[start of Given information]

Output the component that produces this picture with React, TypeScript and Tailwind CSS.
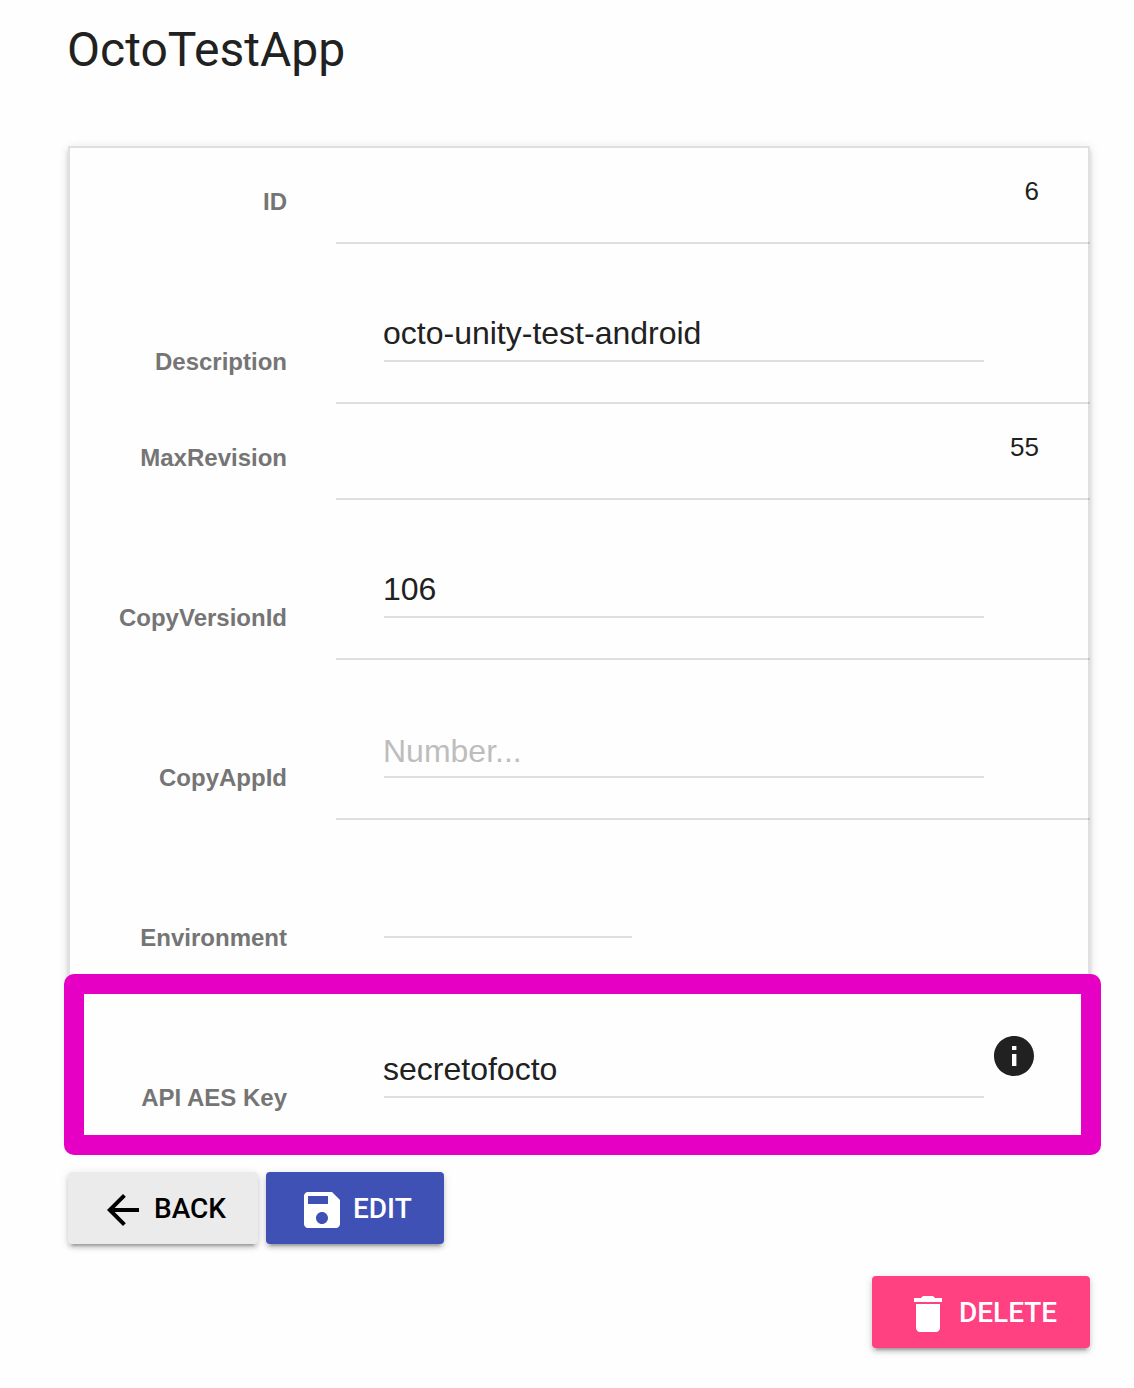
import React from "react";

type Field = {
  label: string;
  value?: string;
  placeholder?: string;
  kind: "number" | "input" | "select";
  info?: boolean;
};

const fields: Field[] = [
  { label: "ID", value: "6", kind: "number" },
  { label: "Description", value: "octo-unity-test-android", kind: "input" },
  { label: "MaxRevision", value: "55", kind: "number" },
  { label: "CopyVersionId", value: "106", kind: "input" },
  { label: "CopyAppId", placeholder: "Number...", kind: "input" },
  { label: "Environment", kind: "select" },
  { label: "API AES Key", value: "secretofocto", kind: "input", info: true },
];

const icons = {
  back: "M20 11H7.83l5.59-5.59L12 4l-8 8 8 8 1.41-1.41L7.83 13H20v-2z",
  save: "M17 3H5c-1.11 0-2 .9-2 2v14c0 1.1.89 2 2 2h14c1.1 0 2-.9 2-2V7l-4-4zm-5 16c-1.66 0-3-1.34-3-3s1.34-3 3-3 3 1.34 3 3-1.34 3-3 3zm3-10H5V5h10v4z",
  remove: "M6 19c0 1.1.9 2 2 2h8c1.1 0 2-.9 2-2V7H6v12zM19 4h-3.5l-1-1h-5l-1 1H5v2h14V4z",
  info: "M12 2C6.48 2 2 6.48 2 12s4.48 10 10 10 10-4.48 10-10S17.52 2 12 2zm1.2 15h-2.2v-6h2.2v6zm0-8h-2.2V7h2.2v2z",
};

function Icon({ d }: { d: string }) {
  return (
    <svg viewBox="0 0 24 24" className="size-12 shrink-0 fill-current">
      <path d={d} />
    </svg>
  );
}

function Row({ field, last }: { field: Field; last: boolean }) {
  const isNumber = field.kind === "number";
  return (
    <div className={isNumber ? "flex h-24" : "flex h-40"}>
      <div className="flex w-[266px] items-end justify-end pr-[49px]">
        <span className="mb-[30px] text-2xl/6 font-bold text-[#757575]">{field.label}</span>
      </div>
      <div
        className={`-mr-[2px] flex flex-1 pl-12 ${
          field.kind === "select" || last ? "" : "border-b-2 border-black/12"
        }`}
      >
        {isNumber && (
          <span className="mt-[30px] ml-auto pr-[51px] text-[26px]/[26px]">{field.value}</span>
        )}
        {field.kind === "input" && (
          <>
            <div className="flex h-[118px] w-[600px] border-b-2 border-black/12 pt-[73px] text-[32px]/[32px]">
              <span className={field.placeholder ? "mt-[2px] -ml-px text-[#bdbdbd]" : "-ml-px"}>
                {field.value ?? field.placeholder}
              </span>
            </div>
            {field.info && (
              <div className="mt-[52px] ml-[6px]">
                <Icon d={icons.info} />
              </div>
            )}
          </>
        )}
        {field.kind === "select" && <div className="h-[118px] w-[248px] border-b-2 border-black/12" />}
      </div>
    </div>
  );
}

function Button({ icon, label, className }: { icon: string; label: string; className: string }) {
  return (
    <button
      className={`flex h-[72px] items-center rounded-[4px] pt-1 font-['Roboto'] text-[28px]/[28px] font-medium shadow-[0_4px_4px_0_rgba(0,0,0,0.14),0_6px_2px_-4px_rgba(0,0,0,0.2),0_2px_10px_0_rgba(0,0,0,0.12)] ${className}`}
    >
      <Icon d={icon} />
      <span className="-mt-[2px]">{label}</span>
    </button>
  );
}

export default function App() {
  return (
    <main className="h-[1388px] w-[1134px] overflow-hidden bg-[#fefefe] pt-[26px] pl-[68px] font-['Liberation_Sans',sans-serif] text-[#212121]">
      <h1 className="-ml-px h-[120px] font-['Roboto'] text-[48px]/[48px]">OctoTestApp</h1>
      <section className="relative h-[998px] w-[1022px] border-2 border-[#e0e0e0] bg-[#fefefe] shadow-[0_4px_4px_0_rgba(0,0,0,0.14),0_6px_2px_-4px_rgba(0,0,0,0.2),0_2px_10px_0_rgba(0,0,0,0.12)]">
        {fields.map((field, i) => (
          <Row key={field.label} field={field} last={i === fields.length - 1} />
        ))}
        <div className="absolute top-[826px] -left-[6px] h-[181px] w-[1037px] rounded-[10px] border-20 border-[#e600c3]" />
      </section>
      <div className="mt-7 flex gap-2">
        <Button icon={icons.back} label="BACK" className="w-[190px] gap-[7px] bg-[#ebebeb] pl-[31px] text-black" />
        <Button icon={icons.save} label="EDIT" className="w-[178px] gap-[7px] bg-[#3f51b5] pl-[32px] text-white" />
      </div>
      <div className="mt-8 flex w-[1022px] justify-end">
        <Button icon={icons.remove} label="DELETE" className="w-[218px] gap-[7px] bg-[#ff4081] pl-[32px] text-white" />
      </div>
    </main>
  );
}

[end of Given information]

Required work
Quote the listing above in full, except for the pictures.

Full output
Output the component that produces this picture with React, TypeScript and Tailwind CSS.
import React from "react";

type Field = {
  label: string;
  value?: string;
  placeholder?: string;
  kind: "number" | "input" | "select";
  info?: boolean;
};

const fields: Field[] = [
  { label: "ID", value: "6", kind: "number" },
  { label: "Description", value: "octo-unity-test-android", kind: "input" },
  { label: "MaxRevision", value: "55", kind: "number" },
  { label: "CopyVersionId", value: "106", kind: "input" },
  { label: "CopyAppId", placeholder: "Number...", kind: "input" },
  { label: "Environment", kind: "select" },
  { label: "API AES Key", value: "secretofocto", kind: "input", info: true },
];

const icons = {
  back: "M20 11H7.83l5.59-5.59L12 4l-8 8 8 8 1.41-1.41L7.83 13H20v-2z",
  save: "M17 3H5c-1.11 0-2 .9-2 2v14c0 1.1.89 2 2 2h14c1.1 0 2-.9 2-2V7l-4-4zm-5 16c-1.66 0-3-1.34-3-3s1.34-3 3-3 3 1.34 3 3-1.34 3-3 3zm3-10H5V5h10v4z",
  remove: "M6 19c0 1.1.9 2 2 2h8c1.1 0 2-.9 2-2V7H6v12zM19 4h-3.5l-1-1h-5l-1 1H5v2h14V4z",
  info: "M12 2C6.48 2 2 6.48 2 12s4.48 10 10 10 10-4.48 10-10S17.52 2 12 2zm1.2 15h-2.2v-6h2.2v6zm0-8h-2.2V7h2.2v2z",
};

function Icon({ d }: { d: string }) {
  return (
    <svg viewBox="0 0 24 24" className="size-12 shrink-0 fill-current">
      <path d={d} />
    </svg>
  );
}

function Row({ field, last }: { field: Field; last: boolean }) {
  const isNumber = field.kind === "number";
  return (
    <div className={isNumber ? "flex h-24" : "flex h-40"}>
      <div className="flex w-[266px] items-end justify-end pr-[49px]">
        <span className="mb-[30px] text-2xl/6 font-bold text-[#757575]">{field.label}</span>
      </div>
      <div
        className={`-mr-[2px] flex flex-1 pl-12 ${
          field.kind === "select" || last ? "" : "border-b-2 border-black/12"
        }`}
      >
        {isNumber && (
          <span className="mt-[30px] ml-auto pr-[51px] text-[26px]/[26px]">{field.value}</span>
        )}
        {field.kind === "input" && (
          <>
            <div className="flex h-[118px] w-[600px] border-b-2 border-black/12 pt-[73px] text-[32px]/[32px]">
              <span className={field.placeholder ? "mt-[2px] -ml-px text-[#bdbdbd]" : "-ml-px"}>
                {field.value ?? field.placeholder}
              </span>
            </div>
            {field.info && (
              <div className="mt-[52px] ml-[6px]">
                <Icon d={icons.info} />
              </div>
            )}
          </>
        )}
        {field.kind === "select" && <div className="h-[118px] w-[248px] border-b-2 border-black/12" />}
      </div>
    </div>
  );
}

function Button({ icon, label, className }: { icon: string; label: string; className: string }) {
  return (
    <button
      className={`flex h-[72px] items-center rounded-[4px] pt-1 font-['Roboto'] text-[28px]/[28px] font-medium shadow-[0_4px_4px_0_rgba(0,0,0,0.14),0_6px_2px_-4px_rgba(0,0,0,0.2),0_2px_10px_0_rgba(0,0,0,0.12)] ${className}`}
    >
      <Icon d={icon} />
      <span className="-mt-[2px]">{label}</span>
    </button>
  );
}

export default function App() {
  return (
    <main className="h-[1388px] w-[1134px] overflow-hidden bg-[#fefefe] pt-[26px] pl-[68px] font-['Liberation_Sans',sans-serif] text-[#212121]">
      <h1 className="-ml-px h-[120px] font-['Roboto'] text-[48px]/[48px]">OctoTestApp</h1>
      <section className="relative h-[998px] w-[1022px] border-2 border-[#e0e0e0] bg-[#fefefe] shadow-[0_4px_4px_0_rgba(0,0,0,0.14),0_6px_2px_-4px_rgba(0,0,0,0.2),0_2px_10px_0_rgba(0,0,0,0.12)]">
        {fields.map((field, i) => (
          <Row key={field.label} field={field} last={i === fields.length - 1} />
        ))}
        <div className="absolute top-[826px] -left-[6px] h-[181px] w-[1037px] rounded-[10px] border-20 border-[#e600c3]" />
      </section>
      <div className="mt-7 flex gap-2">
        <Button icon={icons.back} label="BACK" className="w-[190px] gap-[7px] bg-[#ebebeb] pl-[31px] text-black" />
        <Button icon={icons.save} label="EDIT" className="w-[178px] gap-[7px] bg-[#3f51b5] pl-[32px] text-white" />
      </div>
      <div className="mt-8 flex w-[1022px] justify-end">
        <Button icon={icons.remove} label="DELETE" className="w-[218px] gap-[7px] bg-[#ff4081] pl-[32px] text-white" />
      </div>
    </main>
  );
}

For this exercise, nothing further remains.